You'll never write a basic business document from scratch again
Up till now Claude was a conversation partner.
You typed, it typed back. Fine for ideas. Bad for anything you actually need to hand to a customer.
Tonight it becomes a document factory.
The two surfaces
Chat
The conversation
Back-and-forth. Lives in the message history. Good for thinking, brainstorming, iterating.
Artifact
The deliverable
A real document. Lives in the right-side pane. Downloadable. Editable by telling Claude what to change.
Demo · asking for an artifact
The magic words
End your prompt with the file type.
"...output as a downloadable spreadsheet (xlsx or CSV)"
"...output as a downloadable PDF"
"...output as a Word doc artifact"
"...output as a one-page artifact I can save"

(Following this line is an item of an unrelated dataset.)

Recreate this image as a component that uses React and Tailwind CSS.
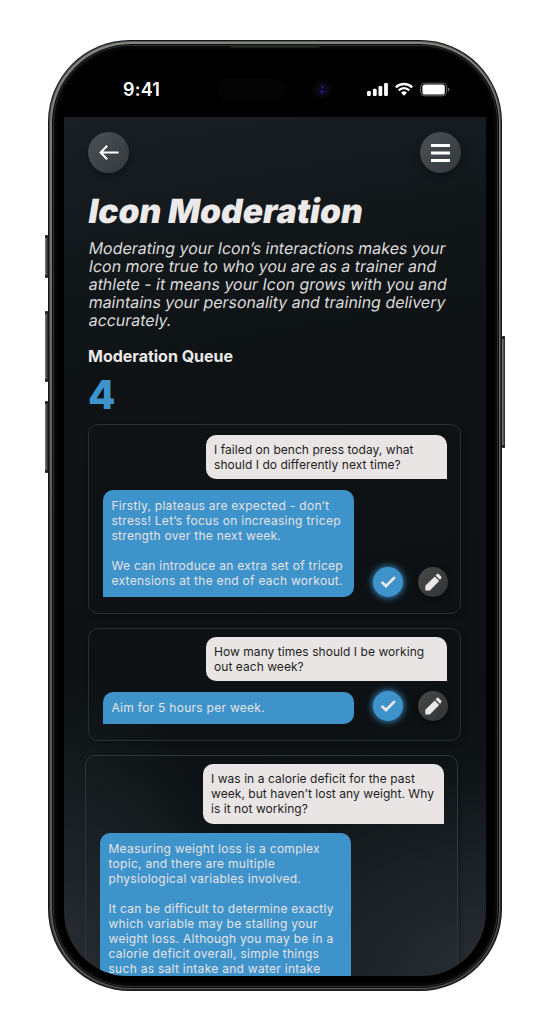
import React from "react";

function ArrowIcon() {
  return (
    <svg width="20" height="16" viewBox="0 0 20 16" fill="none" stroke="#fff" strokeWidth="2">
      <path d="M19.5 7.5H1.8M8.2 .7L1.6 7.5l6.6 6.8" />
    </svg>
  );
}

function MenuIcon() {
  return (
    <svg width="19" height="18" viewBox="0 0 19 18" fill="#fff">
      <rect y="0" width="19" height="3" />
      <rect y="7.5" width="19" height="3" />
      <rect y="15" width="19" height="3" />
    </svg>
  );
}

function CheckIcon() {
  return (
    <svg width="16" height="12" viewBox="0 0 16 12" fill="none" stroke="#ebe7e7" strokeWidth="2.7">
      <path d="M1.7 5.9l4.3 4.1L14.9 1.1" />
    </svg>
  );
}

function PencilIcon() {
  return (
    <svg width="17" height="18" viewBox="0 0 17 18" fill="#ebe7e7">
      <path d="M0.3 17.4v-4.6L9.7 3.4l4.5 4.5-9.4 9.5z" />
      <path d="M10.6 2.4l1.6-1.6q.6-.6 1.2 0l2.9 3q.6.6 0 1.2l-1.2 1.9z" />
    </svg>
  );
}

function StatusIcons() {
  return (
    <svg className="block" width="84" height="16" viewBox="0 0 84 16" fill="#fff">
      <rect x="0" y="9" width="3.8" height="5" rx="1.2" />
      <rect x="5.9" y="6.7" width="3.8" height="7.3" rx="1.2" />
      <rect x="11.5" y="4" width="3.8" height="10" rx="1.2" />
      <rect x="17.1" y="1" width="3.8" height="13" rx="1.2" />
      <g fill="none" stroke="#fff" strokeWidth="2.3">
        <path d="M28.8 5.4a11.6 11.6 0 0 1 16.4 0" />
        <path d="M31.7 8.4a7.5 7.5 0 0 1 10.6 0" />
      </g>
      <path d="M37 13.8l-3-3a4.3 4.3 0 0 1 6 0z" />
      <rect x="53.6" y="1.2" width="26" height="12.6" rx="4" fill="none" stroke="#6b6b6b" />
      <rect x="55.4" y="2.5" width="22.4" height="10" rx="2.6" />
      <path d="M80.8 5.5q1.6.6 1.6 2t-1.6 2z" fill="#777" />
    </svg>
  );
}

function RoundButton({ children }) {
  return (
    <button className="flex h-[41px] w-[41px] items-center justify-center rounded-full bg-linear-to-br from-[#4b5155] to-[#33383b] shadow-[0_3px_6px_rgba(0,0,0,0.35)]">
      {children}
    </button>
  );
}

function Actions() {
  return (
    <div className="flex gap-[15px]">
      <button className="flex h-[30px] w-[30px] items-center justify-center rounded-full bg-[#3f93cb] shadow-[0_0_6px_1px_#3585bd]">
        <CheckIcon />
      </button>
      <button className="flex h-[30px] w-[30px] items-center justify-center rounded-full bg-linear-to-br from-[#484848] to-[#303334] shadow-[0_2px_5px_rgba(0,0,0,0.5)]">
        <PencilIcon />
      </button>
    </div>
  );
}

function Question({ lines, className = "" }) {
  return (
    <div className={"ml-auto w-[241px] rounded-[10px] rounded-br-none bg-[#e9e5e4] px-2 py-[7px] text-[12px] leading-[15px] tracking-[0.05px] whitespace-nowrap text-[#1d1d1d] " + className}>
      {lines.map((l) => (
        <p key={l}>{l}</p>
      ))}
    </div>
  );
}

function Answer({ lines }) {
  return (
    <div className="w-[251px] shrink-0 rounded-[10px] rounded-bl-none bg-[#3f93cb] px-[8.5px] pt-[8px] pb-[9px] text-[12px] leading-[15px] tracking-[0.28px] whitespace-nowrap text-[#e5e3e4]">
      {lines.map((l, i) => (
        <p key={i} className="h-[15px]">{l}</p>
      ))}
    </div>
  );
}

const INTRO = [
  "Moderating your Icon’s interactions makes your",
  "Icon more true to who you are as a trainer and",
  "athlete - it means your Icon grows with you and",
  "maintains your personality and training delivery",
  "accurately.",
];

function Screen() {
  return (
    <div className="flex h-[859px] w-[422px] flex-col overflow-hidden rounded-b-[64px] bg-[radial-gradient(ellipse_300px_220px_at_100%_100%,#272d32_0%,transparent_100%),radial-gradient(ellipse_180px_300px_at_0%_100%,#272d32_0%,transparent_100%),linear-gradient(170deg,#191f23_0%,#12171a_16%,#0e1214_30%,#0d1113_70%,#13181b_100%)] px-6 pt-[15px]">
      <div className="flex w-[373px] justify-between">
        <RoundButton><ArrowIcon /></RoundButton>
        <RoundButton><MenuIcon /></RoundButton>
      </div>
      <h1 className="mt-[17px] -ml-px origin-[0_80%] -skew-x-[9.4deg] text-[33.5px] leading-[42px] font-black tracking-[0.02px] whitespace-nowrap text-[#ebe9e9]">Icon Moderation</h1>
      <div className="mt-[7px] -ml-[0.5px] text-[16px] leading-[18.1px] font-normal tracking-[-0.02px] whitespace-nowrap text-[#dcdada]">
        {INTRO.map((l) => (
          <p key={l} className="origin-[0_80%] -skew-x-[9.4deg]">{l}</p>
        ))}
      </div>
      <h2 className="mt-[15px] text-[16px] leading-[24px] font-bold text-[#ebe9e9]">Moderation Queue</h2>
      <div className="mt-[5px] h-[43px] text-[40px] leading-[44px] font-extrabold text-[#3f93cb]">4</div>

      <section className="mt-[8px] h-[190px] w-[373px] shrink-0 rounded-[10px] border border-[#292e31] pt-[10px] pr-[13px] pl-[14px] shadow-[2px_3px_5px_rgba(0,0,0,0.2)]">
        <Question lines={["I failed on bench press today, what", "should I do differently next time?"]} />
        <div className="mt-[11px] -mr-[1px] flex items-end justify-between">
          <Answer lines={["Firstly, plateaus are expected - don’t", "stress! Let’s focus on increasing tricep", "strength over the next week.", "", "We can introduce an extra set of tricep", "extensions at the end of each workout."]} />
          <Actions />
        </div>
      </section>

      <section className="mt-[14px] h-[113px] w-[373px] shrink-0 rounded-[10px] border border-[#292e31] pt-[8px] pr-[13px] pl-[14px] shadow-[2px_3px_5px_rgba(0,0,0,0.2)]">
        <Question lines={["How many times should I be working", "out each week?"]} />
        <div className="mt-[11px] -mr-[1px] flex items-start justify-between">
          <Answer lines={["Aim for 5 hours per week."]} />
          <div className="-mt-px"><Actions /></div>
        </div>
      </section>

      <section className="mt-[14px] -ml-[3px] h-[260px] w-[373px] shrink-0 rounded-[10px] border border-[#30363a] pt-[8px] pr-[13px] pl-[14px] shadow-[2px_3px_5px_rgba(0,0,0,0.2)]">
        <Question className="min-h-[60px]" lines={["I was in a calorie deficit for the past", "week, but haven’t lost any weight. Why", "is it not working?"]} />
        <div className="mt-[9px]">
          <Answer lines={["Measuring weight loss is a complex", "topic, and there are multiple", "physiological variables involved.", "", "It can be difficult to determine exactly", "which variable may be stalling your", "weight loss. Although you may be in a", "calorie deficit overall, simple things", "such as salt intake and water intake"]} />
        </div>
      </section>
    </div>
  );
}

function SideKey({ className }) {
  return <div className={"w-full rounded-[1px] border-y-[3px] border-[#222] bg-linear-to-r from-[#8a8a86] to-[#222] " + className} />;
}

export default function App() {
  return (
    <div className="flex h-[1030px] w-[549px] overflow-hidden bg-white pt-10 pl-[45px] font-['Inter',sans-serif]">
      <div className="w-[3px] pt-[195px]">
        <SideKey className="h-[43px]" />
        <SideKey className="mt-[33px] h-[71px]" />
        <SideKey className="mt-[19px] h-[72px]" />
      </div>
      <div className="h-[951px] w-[454px] rounded-[82px] bg-[#161616] p-px">
        <div className="h-full rounded-[81px] bg-linear-to-b from-[#555a53] via-[#2a2a2a] to-[#2c2c2c] p-px">
          <div className="h-full rounded-[80px] bg-linear-to-b from-[#80857e] via-[#5e5e5e] to-[#5a5a5a] p-[1.5px]">
            <div className="h-full rounded-[79px] bg-[#0c0c0c] p-px">
              <div className="h-full rounded-[78px] bg-[#2e2e2e] p-px">
                <div className="flex h-full flex-col items-center overflow-hidden rounded-[77px] bg-black shadow-[inset_0_0_5px_#1a1a1a]">
                  <div className="flex h-[71.5px] w-full shrink-0 flex-col">
                    <div className="mx-auto h-[2px] w-[90px] rounded-b-sm bg-[#202220]" />
                    <div className="flex pt-[30px] pl-[69.5px]">
                      <div className="w-[94px] text-[18px] leading-[23px] font-semibold tracking-[0.2px] text-white">9:41</div>
                      <div className="h-[23px] w-[68px] rounded-full bg-[#040404]" />
                      <div className="ml-[27px] flex h-[20px] w-[20px] items-center justify-center self-center rounded-full bg-[#070507]">
                        <div className="flex h-[11px] w-[11px] flex-col items-center justify-center gap-[2px] rounded-full border border-[#12122b] bg-[#080820]">
                          <div className="h-[2px] w-[3px] rounded-full bg-[#22245f]" />
                          <div className="h-[3px] w-[4px] rounded-full bg-[#1b1c75]" />
                        </div>
                      </div>
                      <div className="ml-[35px] pt-[4px]"><StatusIcons /></div>
                    </div>
                  </div>
                  <Screen />
                </div>
              </div>
            </div>
          </div>
        </div>
      </div>
      <div className="w-[3px] pt-[296px]">
        <SideKey className="h-[112px]" />
      </div>
    </div>
  );
}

"...in a code block I can copy"
You don't edit it. You tell Claude what to change.
Drop the warranty column.
Add a column for [X].
Move the pricing section above warranty.
The 'why us' section is corporate — rewrite
it more local.
Change asphalt to $8/sqft.
Same iteration habit you've used all course. Just point at the artifact.
Artifact 1 · spreadsheet
Competitor pricing analysis.
From the competitor PDFs in your Project knowledge — generate a comparison table showing what they emphasize, what they hide, and what gaps you can exploit.
Demo · the pricing analysis
Artifact 2 · PDF
One-page service menu.
Customer-facing. Hand it to a homeowner at the kitchen table. Roofing services, solar services, the bundle, what to expect, why us, CTA.
Demo · iterating on a menu
Artifact 3 · Word doc
The proposal template.
The document that gets signed. Header, scope, timeline, pricing, warranty, payment, signatures. [BRACKETS] for fields you fill in per job.
Use [BRACKETS] for fields you fill in per job.
Marks them visually. Claude won't try to invent the data. You scan, fill, send.